State-owned slaves, on the other hand, were working in mines until they'd die from it.

No, the collapse of Roman society and its economy that drove its slave trade caused that. Slavery continued well into the early Middle Ages and only severely declined when population growth and serfdom undercut the need and desire for importing manpower in the form of slaves.

Dude no. State slaves were basically janitors and bureaucrats.
Rome made it a point of leaving all business (like mines) solely to privates, to keep the bureaucracy small and making sure everything was sqeezed dry (which a private endeavour was considered far more likely to do than some lazy statal operation).

>slavery ended because it was more economical to use serfs which were basically slaves that you treated better and payed more
Sorry, but I'm not believing any of this. The Church straight up said to stop enslaving Christians and abject slavery of Christians more or less ended until the Triangle Trade.

laurionmines.jpg

>abject slavery of Christians
Well that's not saying much. Catalonian farms were basically run by muslim slaves in the 10th century. Venetian brothels were manned (womaned?) by berbers and turks all the way to the fall of the republic.
Same went with northern pagans.

What about those? Point me to something that says they were a state operation rather than private.

All that meant was that the Church was aware of massive enslavement of Christians by other Christians. It didn't stop the slave trade from focusing on targeting pagans, Jews and Muslims, heretics, and schismatics, nor guaranteed that the decree was always followed or enforced.

I was referring to Christian Europeans enslaving other Christians.

If you are a slave and all you have to do too be free or to make sure your kids are free is to convert to Christianity then you become a Christian. It's pretty simple and explains why slavery wasn't large part of the European economy as it was before Christianity took hold.

Vikings enslaved people. Did they do that after they became Christians?

Except conversion didn't guarantee freedom at all. You will notice the Papal decree was attacking the enslavement of Christians, that is someone who is already a Christian and presumably free, by another Christian. This is why 10% of the English population were slaves in the 11th century over two hundred years after the pope's decree.

>Vikings enslaved people. Did they do that after they became Christians?
Yes.

I dunno about vikings, but the franks certainly didn't. Afterall it was them who bought the slaves captured by vikings.

No. Pic related. Also read about the colonatus and Max Webers article. It's based.
Slavery never ceased to exist in the Catholic World and there was no attempt to do so before the end of the Middle Ages. This pretty much rules out Christianity as the (sole) reason.

So an economic downturn ended large scale slavery and Christianity kept it from becoming large scale again in Europe.

>Pic related.
Wo denken sie sind wir?

>and Christianity kept it from becoming large scale again in Europe
No, it redirected it towards non-Christians.

Who largely weren't in Europe, so what's your point?

How was slavery even legal after Caracalla's edict? Rome made illegal the slavery of citizens in republican times already.
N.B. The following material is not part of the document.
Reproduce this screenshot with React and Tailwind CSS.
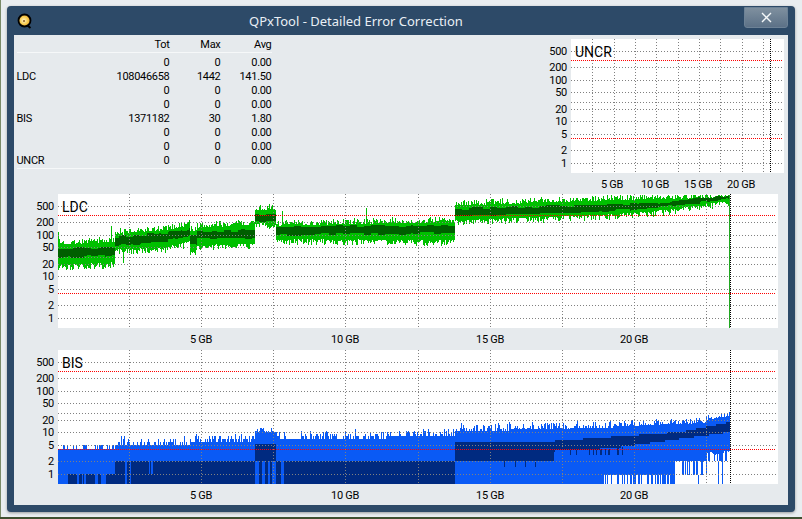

They were imported into Europe.

Most people weren't free men, and you can always bring in more people. What Christianity did was basically take the Roman citizen's privileges and extend them to all (right and proper) Christians. But until most of Europe was soundly Roman Catholic it was business as usual.

>there are germans posting on your board

You can find the translation of it online surely or in Weber's selected work. It's a classic of economic history.
>researching antiquity
>not being able to read Greek and Latin to understand the sources
>not being able to read basis French, German, Italian and English to read the newest papers
literally pleb
>But until most of Europe was soundly Roman Catholic it was business as usual.
The influx of slaves stopped long before that. People also tend to think that the number of slaves in the first/second century BC is representative for the Roman history when there are strong indications that what Gracchus described was the exception and not the role. It's really hard to reconstruct what business as usual was especially since the Imperium wasn't a homogeneous region.

being a patrician means that everybody else has to learn to speak your language, though, not the other way around
pleb

>The influx of slaves stopped long before that
For the same reason the volume of shipping dropped across the board. The Rome's demographics and economy collapsed. That only changed the scale of slavery, not how institutionalized it was.

And that language is obviously Greek.
On that note the way American pronounce Greek names is a disgrace.

Exactly. This is what the chart pointed out in detail. What you described also lead to the decay of the cities - long before the Germans came. The decay of the cities lead to lower tax income which also had negative effects.

Right, I was simply pointing out that Roman and Catholic legalese didn't change things all that much.

How does a dip in the economy suddenly free slaves?